The Right Bait Framework: Not Every Audience Is Your Assignment

By Dr. Trudy Beerman, DSL — Published May 10, 2026

If you are trying to reach everybody, you may be missing the people you are actually assigned to reach. Jesus called His disciples to become “fishers of men,” and fishing requires more than desire. It requires discernment, positioning, patience, and the right bait for the right fish.

This Bible Study explores audience, assignment, and attraction through a biblical lens. The goal is not favoritism, elitism, or exclusion. The goal is learning how to recognize who you are called to reach and how to position your message where they can receive it.

I created a free companion handout for this study called The Right Bait Framework. It shows different ways people fish and how those methods connect to audience strategy, ministry, business, leadership, and influence.
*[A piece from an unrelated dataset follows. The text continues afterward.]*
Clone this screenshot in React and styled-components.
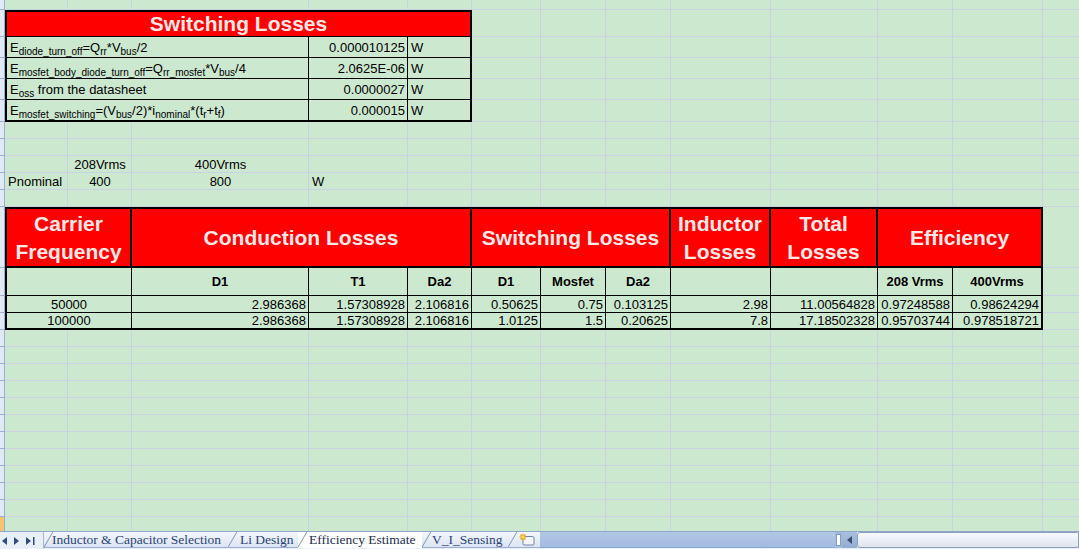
import React from 'react';
import styled, { createGlobalStyle } from 'styled-components';

const GlobalStyle = createGlobalStyle`
  *, *::before, *::after { box-sizing: border-box; }
  html, body { margin: 0; padding: 0; overflow: hidden; background: #cce8cf; }
  body { font-family: "Liberation Sans", Arial, sans-serif; color: #000; }
`;

/* column widths: row-header strip, then columns A..M */
const COLS = [5, 63, 64, 177, 99, 64, 69, 65, 65, 100, 107, 75, 90, 37];
/* row heights, top partial row first */
const ROWS = [10, 27, 21, 21, 21, 22, 17, 17, 17, 17, 17, 61, 28, 17, 17, ...Array(12).fill(17)];

const SHEET_BG = '#cce8cf';
const GRID = '#c9d1e2';

const Workbook = styled.div`
  width: 1079px;
  height: 549px;
  display: flex;
  flex-direction: column;
  overflow: hidden;
  background: ${SHEET_BG};
`;

const Sheet = styled.div`
  flex: none;
  height: 531px;
  overflow: hidden;
  display: grid;
  grid-template-columns: ${COLS.map((c) => `${c}px`).join(' ')};
  grid-template-rows: ${ROWS.map((r) => `${r}px`).join(' ')};
`;

const GridLine = styled.div`
  grid-row: ${(p) => p.$row};
  grid-column: ${(p) => p.$col};
  border-right: 1px solid ${GRID};
  border-bottom: 1px solid ${GRID};
`;

const RowHead = styled.div`
  grid-row: ${(p) => p.$row};
  grid-column: 1;
  background: ${(p) => (p.$active ? '#f6c46f' : '#e1e9f6')};
  border-right: 1px solid #9ab0d0;
  border-bottom: 1px solid #9ab0d0;
`;

const justify = { left: 'flex-start', center: 'center', right: 'flex-end' };

const Cell = styled.div`
  grid-row: ${(p) => p.$row};
  grid-column: ${(p) => p.$col};
  display: flex;
  align-items: center;
  justify-content: ${(p) => justify[p.$align || 'left']};
  text-align: ${(p) => p.$align || 'left'};
  padding: 0 ${(p) => (p.$align === 'right' ? '2px' : '3px')};
  background: ${(p) => p.$fill || 'transparent'};
  border-style: solid;
  border-color: #000;
  border-width: ${(p) => (p.$b || [0, 0, 0, 0]).map((w) => `${w}px`).join(' ')};
  font-size: 13px;
  font-weight: ${(p) => (p.$bold ? 700 : 400)};
  white-space: nowrap;
  min-width: 0;
`;

const HeadCell = styled(Cell)`
  background: #ff0000;
  color: #ffe8e6;
  font-size: 21px;
  font-weight: 700;
  line-height: 28px;
  white-space: normal;
`;

const Sub = styled.sub`
  font-size: 10px;
  vertical-align: -3px;
  line-height: 0;
`;

/* ---- sheet tab strip ---- */
const TabStrip = styled.div`
  flex: none;
  height: 18px;
  display: flex;
  align-items: stretch;
  background: #e9eff8;
  border-top: 1px solid #8fa7c9;
`;

const NavButtons = styled.div`
  flex: 0 0 44px;
  display: flex;
  align-items: center;
  gap: 6px;
  padding-left: 2px;
  border-right: 1px solid #a6b8d3;
`;

const Tab = styled.div`
  position: relative;
  flex: 0 0 ${(p) => p.$w}px;
  display: flex;
  align-items: center;
  padding-left: ${(p) => p.$pad}px;
  height: 16px;
  font-family: "Liberation Serif", "Times New Roman", serif;
  font-size: 13.5px;
  color: ${(p) => (p.$active ? '#1c2d50' : '#2a4377')};
  background: ${(p) => (p.$active ? '#ffffff' : 'linear-gradient(#f4f7fc, #dbe4f1)')};
  border-bottom: 1px solid ${(p) => (p.$active ? '#ffffff' : '#9bb0cf')};
  white-space: nowrap;
  &::before {
    content: '';
    position: absolute;
    left: 4px;
    top: 0;
    bottom: 0;
    border-left: 1px solid #7e96bd;
    transform: skewX(-30deg);
  }
`;

const Filler = styled.div`
  flex: 0 0 295px;
  background: linear-gradient(#b2c7e5, #a1badf);
  border-bottom: 1px solid #8ea6ca;
  height: 16px;
`;

const Splitter = styled.div`
  flex: 0 0 7px;
  display: flex;
  align-items: center;
  justify-content: center;
  background: #a1badf;
  height: 16px;
  &::after {
    content: '';
    width: 5px;
    height: 12px;
    background: #fff;
    border: 1px solid #8a9bb5;
  }
`;

const ScrollButton = styled.div`
  flex: 0 0 15px;
  display: flex;
  align-items: center;
  justify-content: center;
  height: 16px;
  background: linear-gradient(#a9bfdf, #93acd3);
`;

const ScrollTrack = styled.div`
  flex: 1;
  height: 16px;
  background: linear-gradient(#f7f9fc, #dfe5ee);
  border: 1px solid #8c9fbd;
  border-radius: 3px 0 0 3px;
`;

const Tri = ({ dir = 'left', bar = false, color = '#2d4b7e' }) => (
  <svg width={bar ? 9 : 6} height="8" viewBox={bar ? '0 0 9 8' : '0 0 6 8'}>
    {dir === 'left' ? (
      <polygon points="5,0 5,8 0,4" fill={color} />
    ) : (
      <polygon points="0,0 0,8 5,4" fill={color} />
    )}
    {bar && <rect x="7" y="0" width="1.5" height="8" fill={color} />}
  </svg>
);

const NewSheetIcon = () => (
  <svg width="18" height="13" viewBox="0 0 18 13">
    <path d="M5 3.5 H14.5 Q16 3.5 16 5 V11 Q16 12 15 12 H6 Q5 12 5 11 Z" fill="#f4f6fa" stroke="#6f83a6" strokeWidth="1" />
    <g stroke="#e6a21c" strokeWidth="1.2">
      <line x1="5" y1="0.5" x2="5" y2="7.5" />
      <line x1="1.5" y1="4" x2="8.5" y2="4" />
      <line x1="2.5" y1="1.5" x2="7.5" y2="6.5" />
      <line x1="7.5" y1="1.5" x2="2.5" y2="6.5" />
    </g>
    <circle cx="5" cy="4" r="1.6" fill="#ffd84a" />
  </svg>
);

/* ---- sheet content ---- */
const switchingRows = [
  {
    label: (
      <>E<Sub>diode_turn_off</Sub>=Q<Sub>rr</Sub>*V<Sub>bus</Sub>/2</>
    ),
    value: '0.000010125',
  },
  {
    label: (
      <>E<Sub>mosfet_body_diode_turn_off</Sub>=Q<Sub>rr_mosfet</Sub>*V<Sub>bus</Sub>/4</>
    ),
    value: '2.0625E-06',
  },
  {
    label: (
      <>E<Sub>oss</Sub> from the datasheet</>
    ),
    value: '0.0000027',
  },
  {
    label: (
      <>E<Sub>mosfet_switching</Sub>=(V<Sub>bus</Sub>/2)*i<Sub>nominal</Sub>*(t<Sub>r</Sub>+t<Sub>f</Sub>)</>
    ),
    value: '0.000015',
  },
];

const groupHeads = [
  { col: '2 / 4', text: ['Carrier', 'Frequency'] },
  { col: '4 / 7', text: ['Conduction Losses'] },
  { col: '7 / 10', text: ['Switching Losses'] },
  { col: '10 / 11', text: ['Inductor', 'Losses'] },
  { col: '11 / 12', text: ['Total', 'Losses'] },
  { col: '12 / 14', text: ['Efficiency'] },
];

const subCols = [
  { col: '2 / 4', text: '' },
  { col: '4', text: 'D1' },
  { col: '5', text: 'T1' },
  { col: '6', text: 'Da2' },
  { col: '7', text: 'D1' },
  { col: '8', text: 'Mosfet' },
  { col: '9', text: 'Da2' },
  { col: '10', text: '' },
  { col: '11', text: '' },
  { col: '12', text: '208 Vrms' },
  { col: '13', text: '400Vrms' },
];

const results = [
  ['50000', '2.986368', '1.57308928', '2.106816', '0.50625', '0.75', '0.103125', '2.98', '11.00564828', '0.97248588', '0.98624294'],
  ['100000', '2.986368', '1.57308928', '2.106816', '1.0125', '1.5', '0.20625', '7.8', '17.18502328', '0.95703744', '0.978518721'],
];

export default function App() {
  const background = [];
  ROWS.forEach((_, r) => {
    background.push(<RowHead key={`rh${r}`} $row={r + 1} $active={r === ROWS.length - 1} />);
    for (let c = 2; c <= COLS.length; c++) {
      background.push(<GridLine key={`g${r}-${c}`} $row={r + 1} $col={c} />);
    }
  });

  const lastSw = switchingRows.length - 1;

  return (
    <Workbook>
      <GlobalStyle />
      <Sheet>
        {background}

        {/* switching losses block */}
        <HeadCell $row={2} $col="2 / 7" $align="center" $b={[2, 2, 1, 2]}>
          Switching Losses
        </HeadCell>
        {switchingRows.map((row, i) => {
          const bottom = i === lastSw ? 2 : 1;
          return (
            <React.Fragment key={i}>
              <Cell $row={3 + i} $col="2 / 5" $fill={SHEET_BG} $b={[0, 1, bottom, 2]}>
                <span>{row.label}</span>
              </Cell>
              <Cell $row={3 + i} $col="5" $align="right" $fill={SHEET_BG} $b={[0, 1, bottom, 0]}>
                {row.value}
              </Cell>
              <Cell $row={3 + i} $col="6" $fill={SHEET_BG} $b={[0, 2, bottom, 0]}>
                W
              </Cell>
            </React.Fragment>
          );
        })}

        {/* nominal power */}
        <Cell $row={9} $col="3" $align="center">208Vrms</Cell>
        <Cell $row={9} $col="4" $align="center">400Vrms</Cell>
        <Cell $row={10} $col="2">Pnominal</Cell>
        <Cell $row={10} $col="3" $align="center">400</Cell>
        <Cell $row={10} $col="4" $align="center">800</Cell>
        <Cell $row={10} $col="5">W</Cell>

        {/* loss summary table */}
        {groupHeads.map((h, i) => (
          <HeadCell key={h.col} $row={12} $col={h.col} $align="center" $b={[2, 2, 2, i === 0 ? 2 : 0]}>
            <span>
              {h.text.map((t, k) => (
                <React.Fragment key={t}>
                  {k > 0 && <br />}
                  {t}
                </React.Fragment>
              ))}
            </span>
          </HeadCell>
        ))}
        {subCols.map((s, i) => (
          <Cell
            key={`s${i}`}
            $row={13}
            $col={s.col}
            $align="center"
            $bold
            $fill={SHEET_BG}
            $b={[0, i === subCols.length - 1 ? 2 : 1, 1, i === 0 ? 2 : 0]}
          >
            {s.text}
          </Cell>
        ))}
        {results.map((row, r) =>
          row.map((v, i) => (
            <Cell
              key={`d${r}-${i}`}
              $row={14 + r}
              $col={subCols[i].col}
              $align={i === 0 ? 'center' : 'right'}
              $fill={SHEET_BG}
              $b={[0, i === row.length - 1 ? 2 : 1, r === results.length - 1 ? 2 : 1, i === 0 ? 2 : 0]}
            >
              {v}
            </Cell>
          ))
        )}
      </Sheet>

      <TabStrip>
        <NavButtons>
          <Tri dir="left" />
          <Tri dir="right" />
          <Tri dir="right" bar />
        </NavButtons>
        <Tab $w={184} $pad={8}>Inductor &amp; Capacitor Selection</Tab>
        <Tab $w={70} $pad={12}>Li Design</Tab>
        <Tab $w={124} $pad={11} $active>Efficiency Estimate</Tab>
        <Tab $w={86} $pad={10}>V_I_Sensing</Tab>
        <Tab $w={32} $pad={10}><NewSheetIcon /></Tab>
        <Filler />
        <Splitter />
        <ScrollButton>
          <Tri dir="left" color="#3b4e70" />
        </ScrollButton>
        <ScrollTrack />
      </TabStrip>
    </Workbook>
  );
}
Download the free framework here (right click to save):

Fishers of Men Requires Strategy

Jesus said, “Follow me, and I will make you fishers of men” (Matthew 4:19). He did not say collectors of men. He said fishers, and fishing requires strategy.

Different fish require different bait, different waters, and different methods. You do not fish for shrimp the same way you fish for sharks, and you do not reach every audience with the same message, method, or invitation.

Targeting Is Not Favoritism

This is not about deciding who matters and who does not. Scripture is clear that God does not evaluate people the way man does. “Man looks on the outward appearance, but the Lord looks on the heart” (1 Samuel 16:7).

If Kingdom targeting were about status, Jesus would have given preference to the Pharisees and Sadducees. Instead, He often bypassed religious prestige to reach fishermen, tax collectors, Samaritans, women, the sick, and the overlooked.

James also warns against giving special treatment to the person wearing fine clothing while dishonoring the poor person in shabby clothing (James 2:1–4). So this framework is not about worldly status. It is about assignment, stewardship, and discernment.

Not Every Audience Is Your Assignment

One of the most freeing truths for leaders, experts, and business owners is this: not every audience is your assignment. Trying to reach everyone can become a distraction from the people you are truly called to serve.

Jesus loved everyone, but He did not engage everyone the same way. He taught crowds, discipled twelve, and poured deeply into three. Focus is not rejection. Focus is stewardship.

Jesus Moved With Assignment

Jesus did not minister randomly. He moved with purpose, crossed cultural lines, and positioned Himself where assignment required Him to be.

John 4 says He “had to pass through Samaria.” That encounter with the Samaritan woman was not accidental. She became a messenger to her city, warming up an audience that later came to hear Jesus for themselves.

That is a powerful audience lesson. Sometimes the right person is not the one with the biggest platform. Sometimes the right person is the one with access, credibility, and influence inside the community you are called to reach.

The Other Side of the Boat

Peter and the others had fished all night and caught nothing. Then Jesus told them to cast the net on the other side of the boat.

The breakthrough did not come from more effort. It came from repositioning. Sometimes your issue is not that you are not working hard enough. Sometimes your net is simply in the wrong place.

Paul Was Redirected

In Acts 16, Paul attempted to go into Asia, but the Spirit redirected him. That moment reminds us that closed doors are not always rejection. Sometimes they are redirection.

Kingdom strategy requires sensitivity. We do not simply decide who to go after based on status, wealth, or visibility. We listen for assignment and move where the door opens.

The Right Bait Framework

There are many ways to fish, and each method teaches us something about audience strategy. Pole and hook fishing is personal and intentional. Net fishing reaches many at once but requires sorting afterward.

Fish traps and fish pots are like lead magnets, websites, and automated systems that keep working after they are placed. Spearfishing is highly selective, like executive outreach or high-level consulting. Hand fishing is close, risky, and relational, like deep discipleship or transformational mentoring.

The method matters because the assignment matters. Wise fishermen match the bait, water, and method to the fish they are trying to catch.

Dr. Trudy’s Takeaways

Your Next Step

This week, identify the audience you believe you are assigned to reach in this season. Be specific. Do not settle for “everyone who needs this.”

Then examine your current bait. Does your message speak to their need, their language, their situation, and their readiness? If not, adjust one post, one offer, one invitation, or one outreach effort this week.

Stop throwing your net everywhere. Start listening for where God is directing the boat.